In 2008 the total number of full-time equivalent jobs was 9. The number of jobs in the primary sector was 7, all of which were in agriculture. There were no jobs in the secondary sector. The number of jobs in the tertiary sector was 2, both in education.

In 2000, there were 2 workers who commuted into the municipality and 37 workers who commuted away. The municipality is a net exporter of workers, with about 18.5 workers leaving the municipality for every one entering. Of the working population, 9.8% used public transportation to get to work, and 64.7% used a private car.

==Religion==
From the 2000 census, 12 or 11.1% were Roman Catholic, while 73 or 67.6% belonged to the Swiss Reformed Church. Of the rest of the population, there were 4 individuals (or about 3.70% of the population) who belonged to another Christian church. 19 (or about 17.59% of the population) belonged to no church, are agnostic or atheist, and 1 individuals (or about 0.93% of the population) did not answer the question.

==Education==

In Sergey about 47 or (43.5%) of the population have completed non-mandatory upper secondary education, and 7 or (6.5%) have completed additional higher education (either university or a Fachhochschule). Of the 7 who completed tertiary schooling, 57.1% were Swiss men, 28.6% were Swiss women.

In the 2009/2010 school year there were a total of 21 students in the Sergey school district. In the Vaud cantonal school system, two years of non-obligatory pre-school are provided by the political districts. During the school year, the political district provided pre-school care for a total of 578 children of which 359 children (62.1%) received subsidized pre-school care.

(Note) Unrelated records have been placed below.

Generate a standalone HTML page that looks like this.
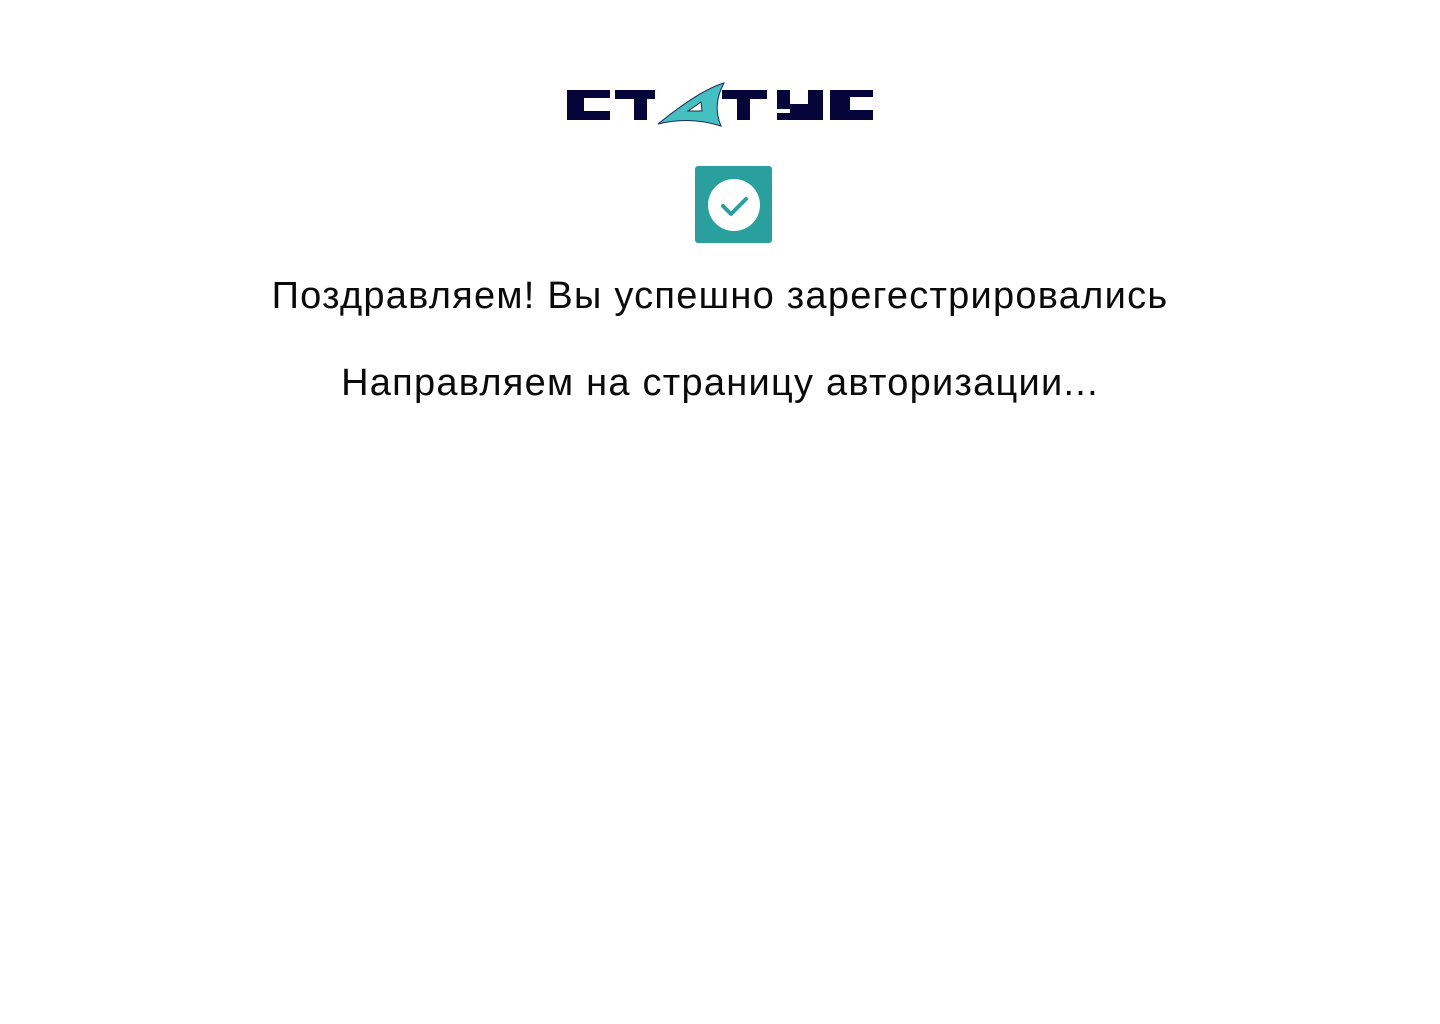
<!DOCTYPE html>
<html><head><meta charset="utf-8"><style>
html,body{margin:0;padding:0;background:#fff;width:1440px;height:1024px;overflow:hidden}
.t{position:absolute;left:0;width:1440px;text-align:center;font-family:"Liberation Sans",sans-serif;font-size:38px;line-height:38px;letter-spacing:1.25px;color:#0a0a0a;white-space:nowrap}
</style></head><body>
<svg style="position:absolute;left:0;top:0" width="1440" height="260">
<g fill="#05053a">
<path d="M567 90H610V98H584V111H610V120H567Z"/>
<path d="M615 90H655V99H647V120H634V99H615Z"/>
<path d="M722 90H767V99H750V120H737V99H722Z"/>
<rect x="777" y="90" width="13" height="19"/>
<rect x="808" y="90" width="15" height="30"/>
<rect x="777" y="113" width="46" height="7"/>
<rect x="790" y="104" width="18" height="9"/>
<path d="M830 90H873V97H850V110H873V120H830Z"/>
</g>
<path d="M658 124 Q700 90 724 83 Q712 105 721 126 Q690 116 658 124Z" fill="#45c0c0" stroke="#1a2a5a" stroke-width="1"/>
<path d="M688 111 L701 102 L702 111Z" fill="#fff" stroke="#1a2a5a" stroke-width="1"/>
<rect x="695" y="166" width="77" height="77" rx="3" fill="#2aa09e"/>
<circle cx="734" cy="205" r="26" fill="#fff"/>
<path d="M723 206 L731 214 L746 199" fill="none" stroke="#2aa09e" stroke-width="4" stroke-linecap="round" stroke-linejoin="round"/>
</svg>
<div class="t" style="top:277px">Поздравляем! Вы успешно зарегестрировались</div>
<div class="t" style="top:364px">Направляем на страницу авторизации...</div>
</body></html>
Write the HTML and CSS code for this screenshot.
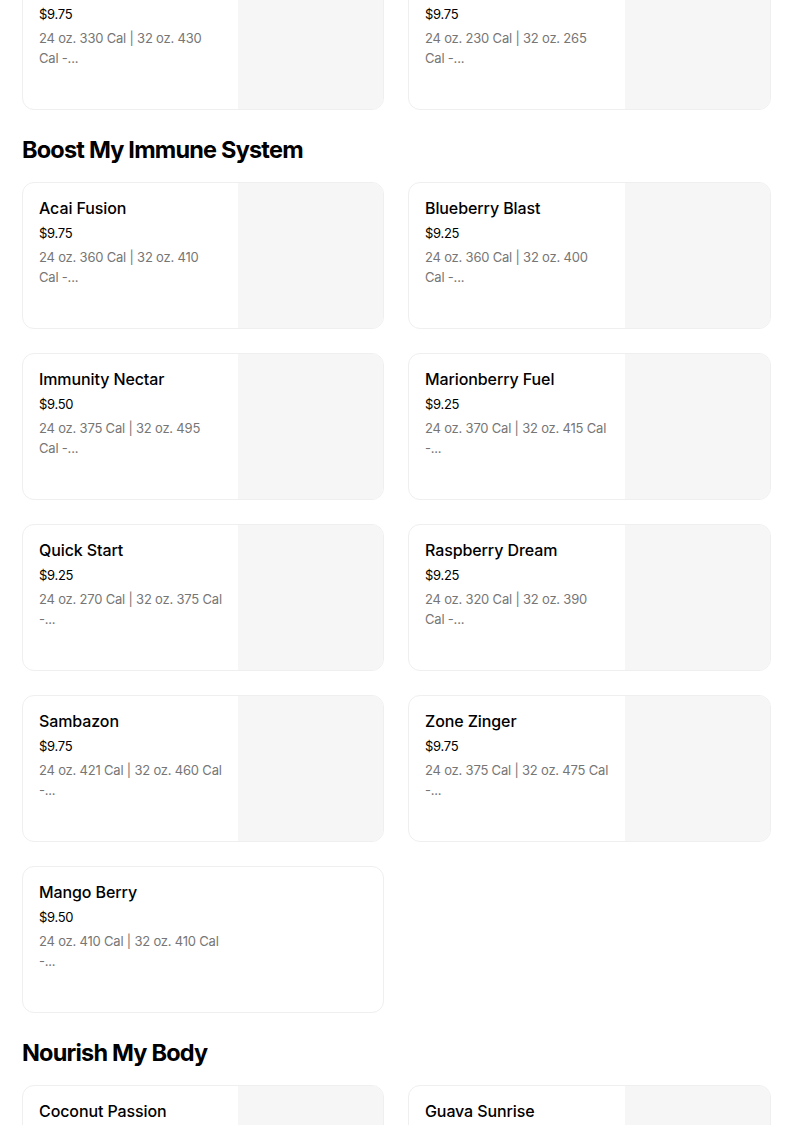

The canton's primary school program requires students to attend for four years. There were 10 students in the municipal primary school program. The obligatory lower secondary school program lasts for six years and there were 11 students in those schools.

As of 2000, there were 12 students in Sergey who came from another municipality, while 18 residents attended schools outside the municipality.